Directions: Gather all lines in the data that hold the string "this".
[Start Exercise input]
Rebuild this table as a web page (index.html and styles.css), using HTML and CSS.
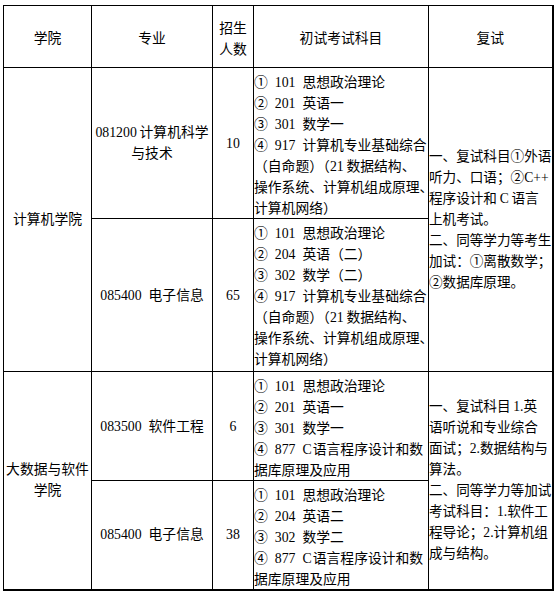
[End Exercise input]
[Start Exercise input]
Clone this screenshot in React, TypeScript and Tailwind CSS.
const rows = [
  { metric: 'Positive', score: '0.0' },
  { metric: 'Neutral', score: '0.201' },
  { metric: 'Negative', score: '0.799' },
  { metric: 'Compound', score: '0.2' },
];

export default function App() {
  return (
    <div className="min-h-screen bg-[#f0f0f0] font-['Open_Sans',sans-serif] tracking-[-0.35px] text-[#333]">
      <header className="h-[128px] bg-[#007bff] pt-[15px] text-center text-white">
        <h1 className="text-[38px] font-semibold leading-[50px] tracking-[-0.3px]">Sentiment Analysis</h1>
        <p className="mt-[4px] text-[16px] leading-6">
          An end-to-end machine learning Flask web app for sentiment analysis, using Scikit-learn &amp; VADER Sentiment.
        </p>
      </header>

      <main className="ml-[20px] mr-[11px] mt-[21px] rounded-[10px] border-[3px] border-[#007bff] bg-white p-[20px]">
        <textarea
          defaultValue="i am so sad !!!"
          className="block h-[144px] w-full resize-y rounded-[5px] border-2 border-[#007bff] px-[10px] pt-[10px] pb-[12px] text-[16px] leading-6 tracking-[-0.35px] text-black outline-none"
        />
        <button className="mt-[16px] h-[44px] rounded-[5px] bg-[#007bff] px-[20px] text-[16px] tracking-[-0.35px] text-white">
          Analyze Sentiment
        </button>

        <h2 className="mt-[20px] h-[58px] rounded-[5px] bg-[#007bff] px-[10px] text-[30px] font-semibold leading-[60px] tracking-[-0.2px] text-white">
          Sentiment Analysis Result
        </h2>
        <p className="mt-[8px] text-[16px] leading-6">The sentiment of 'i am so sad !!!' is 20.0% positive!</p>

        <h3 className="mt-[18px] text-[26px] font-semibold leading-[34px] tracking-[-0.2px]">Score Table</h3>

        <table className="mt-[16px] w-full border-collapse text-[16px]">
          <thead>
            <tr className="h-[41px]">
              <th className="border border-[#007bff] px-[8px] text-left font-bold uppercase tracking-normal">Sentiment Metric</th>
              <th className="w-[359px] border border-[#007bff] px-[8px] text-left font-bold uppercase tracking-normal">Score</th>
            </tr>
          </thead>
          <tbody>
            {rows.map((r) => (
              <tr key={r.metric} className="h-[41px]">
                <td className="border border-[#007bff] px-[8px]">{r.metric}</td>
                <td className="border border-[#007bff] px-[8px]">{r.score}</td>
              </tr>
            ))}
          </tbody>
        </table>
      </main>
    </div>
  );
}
[End Exercise input]
Task solution:
Rebuild this table as a web page (index.html and styles.css), using HTML and CSS.
Clone this screenshot in React, TypeScript and Tailwind CSS.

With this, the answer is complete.